Let us begin with the undyed mohair.
Already we see how this fiber years to felt itself. Just look at all those stray hairs, entangling themselves in the wetness to make a mat of woolen dreadlock… but I digress. Let us now observe the swirling blue waters of the blue raspberry lemonade dyebath. People, it’s a good thing you can’t smell this image. Blue raspberry lemonade and malt vinegar fair stinketh.
I basically did a very uneven job of 2 blue dyebaths (deliberately) to produce a patchy blue layer of dye underneath the greens and yellows. I wanted to achieve varying depths and lightnesses of green, so following the success of the first layer of dye, I made up a batch of very berry blue dye and plunged the yarn once again into blueness.

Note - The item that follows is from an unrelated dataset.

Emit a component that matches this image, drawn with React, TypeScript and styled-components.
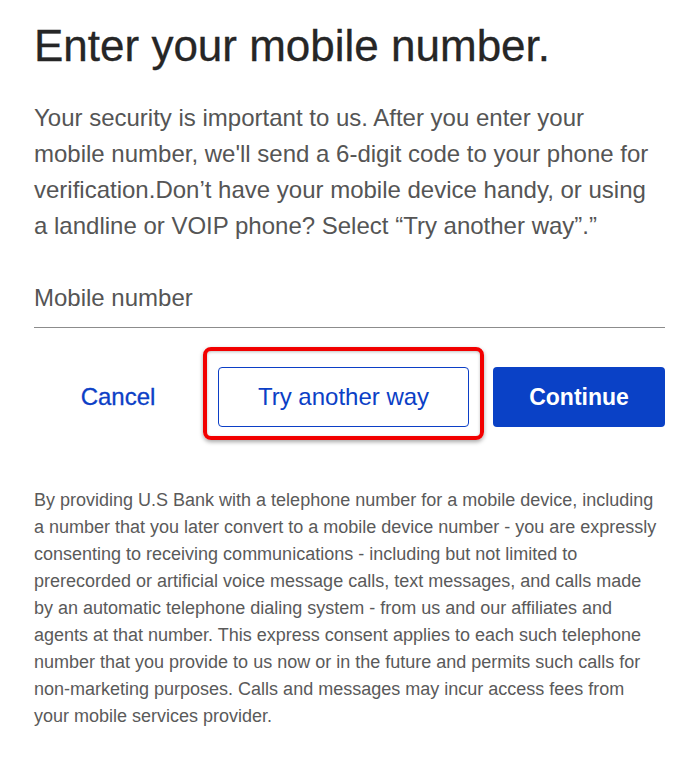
import React from "react";
import styled, { createGlobalStyle } from "styled-components";

const GlobalStyle = createGlobalStyle`
  body {
    margin: 0;
    background: #ffffff;
    font-family: "Liberation Sans", Arial, sans-serif;
  }
`;

const Page = styled.div`
  width: 631px;
  padding: 20px 26px 40px 34px;
`;

const Heading = styled.h1`
  margin: 0;
  font-size: 44px;
  line-height: 52px;
  font-weight: 400;
  color: #262626;
  -webkit-text-stroke: 0.3px #262626;
`;

const Intro = styled.p`
  margin: 28px 0 0;
  max-width: 624px;
  font-size: 24px;
  line-height: 36px;
  color: #555555;
`;

const Field = styled.div`
  margin-top: 40px;
  border-bottom: 1px solid #8c8c8c;
  padding-bottom: 15px;
`;

const FieldLabel = styled.label`
  display: block;
  font-size: 24px;
  line-height: 28px;
  color: #555555;
`;

const Actions = styled.div`
  display: flex;
  align-items: center;
  margin-top: 39px;
`;

const BaseButton = styled.button`
  height: 60px;
  padding: 0;
  border-radius: 4px;
  font-family: "Liberation Sans", Arial, sans-serif;
  font-size: 24px;
  cursor: pointer;
`;

const TextButton = styled(BaseButton)`
  width: 168px;
  background: transparent;
  border: none;
  color: #0c3fc6;
  -webkit-text-stroke: 0.3px #0c3fc6;
`;

const OutlineButton = styled(BaseButton)`
  position: relative;
  width: 251px;
  margin-left: 16px;
  background: #ffffff;
  border: 1px solid #0c3fc6;
  color: #0c3fc6;
`;

const Highlight = styled.span`
  position: absolute;
  top: -21px;
  bottom: -14px;
  left: -16px;
  right: -16px;
  border: 4px solid #f20000;
  border-radius: 8px;
  box-shadow: 0 2px 4px rgba(0, 0, 0, 0.35), inset 0 1px 3px rgba(0, 0, 0, 0.25);
  pointer-events: none;
`;

const PrimaryButton = styled(BaseButton)`
  width: 172px;
  margin-left: 24px;
  background: #0a41c6;
  border: none;
  color: #ffffff;
  font-size: 23px;
  font-weight: 700;
`;

const Disclaimer = styled.p`
  margin: 60px 0 0;
  max-width: 625px;
  font-size: 18px;
  line-height: 27px;
  color: #5a5a5a;
`;

const App = () => {
  return (
    <>
      <GlobalStyle />
      <Page>
        <Heading>Enter your mobile number.</Heading>
        <Intro>
          Your security is important to us. After you enter your mobile number,
          we'll send a 6-digit code to your phone for verification.Don’t have
          your mobile device handy, or using a landline or VOIP phone? Select
          “Try another way”.”
        </Intro>
        <Field>
          <FieldLabel>Mobile number</FieldLabel>
        </Field>
        <Actions>
          <TextButton>Cancel</TextButton>
          <OutlineButton>
            Try another way
            <Highlight />
          </OutlineButton>
          <PrimaryButton>Continue</PrimaryButton>
        </Actions>
        <Disclaimer>
          By providing U.S Bank with a telephone number for a mobile device,
          including a number that you later convert to a mobile device number -
          you are expressly consenting to receiving communications - including
          but not limited to prerecorded or artificial voice message calls, text
          messages, and calls made by an automatic telephone dialing system -
          from us and our affiliates and agents at that number. This express
          consent applies to each such telephone number that you provide to us
          now or in the future and permits such calls for non-marketing purposes.
          Calls and messages may incur access fees from your mobile services
          provider.
        </Disclaimer>
      </Page>
    </>
  );
};

export default App;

After this, I made up a batch of green dye which was a bit of an experiment. I used arctic ice apple or similar, which has some kind of strange colour system whereby the koolaid crystals are white, but the drink turns green. An ineffectual green dye results (never buy again for wool-dyeing, Felix…) which was improved last night by the addition of a sachet of lemon and lime to the dye bath.*
It looked like very old cabbage soup.
I then decided to make up a yellow bath to overdye everything with, and I wanted to temper the extreme vibrancy of the shades with something a little more subdued, so I used one sachet of tamarind dye and two sachets of lemon koolaid. I have heard that the yellow dye in the lemon flavour is not so strong, and it is definitely weak. When I saw no strong yellow happening in my dyepot, I poured successive amounts of good old supercook into the dyebath.
I have produced a very yellow-green skein of yarn… I’m not entirely certain I like it yet; it is still drying after successive washes that never quite got rid of the sickly vinegar/koolaid fragance but I think I will be able to make a very lovely wrap/stole from it. All I need now is to find a leafy lace pattern that I can complete on very large wooden needles, bombed off my face on morphine. Yes, this yarn is for post-operative knitting joy. This time next week I shall be in theatre having my toes broken. But a week from this afternoon I shall be casting on the lovely green wool, which is a far happier focus.
*I followed the instructions here for my koolaid dyeing, using always 1 part vinegar to 3 parts water.